Ну? Разве нельзя из всего, сейчас и ранее сказанного, понять, что основные кинематографические принципы и методы Шукшина не только начали складываться, но во многих своих параметрах – пусть еще не на практике, но по духу! – уже к концу пятидесятых – началу шестидесятых годов в основном сложились?!
…Марлен Хуциев сказал Шукшину, что если ему понравится сценарий, то никого другого снимать уже не будет, – настолько режиссер почувствовал, что это именно шукшинская роль, что даже голос его был настоящий, и весь он – характер народный.
Он был – настоящий, такой, словно именно с него, и ни с кого другого, писался характер, образ русского солдата Федора. И это особенное чувство – чувство именно этого актера как единственногов данном, в том или ином конкретном случае, – не скажу, что перенял тогда, – но живо, органично воспринял Шукшин.
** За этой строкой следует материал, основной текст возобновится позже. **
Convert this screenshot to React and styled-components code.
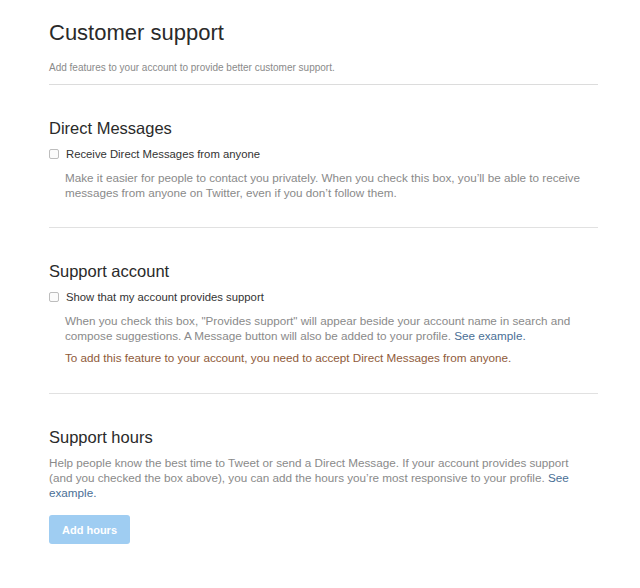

Отсюда и пошли его чуть ли не физическое, неприятие кинопроб, упорный (когда он уже мог благодаря своему авторитету) отказ от них вообще – в собственных картинах – или же максимальное, правдами и неправдами, облегчение этих проб, когда их нельзя было избежать, перед актерами малоизвестными или же непрофессионалами (например, в случае с кинопробой писателя Ю. Скопа, которого Шукшин заранее «расписал» на одну из главных ролей в фильме «Странные люди»)… А от актеров он потом требовал того же, чего требовал – еще и до съемок «Двух Федоров» – от самого себя: подлинного знания, глубокого понимания не только «киношной» жизни, которую предстоит прожить герою, но и самой что ни на есть взаправдашней – такой, какова она и была бы для данного персонажа без всякого «кино». (Вспомним, как дотошно, с каким любовным вниманием работал Шукшин еще на студенческой «площадке» второго курса – над образом Старика в рассказе Серафимовича «У обрыва». Тем же по сути принципам актерской работы он будет верен потом и в собственных ролях, и того же будут требовать от артистов, занятых в его авторских фильмах.)
* * *
Активно и плодотворно формировался Шукшин в конце пятидесятых годов и как писатель.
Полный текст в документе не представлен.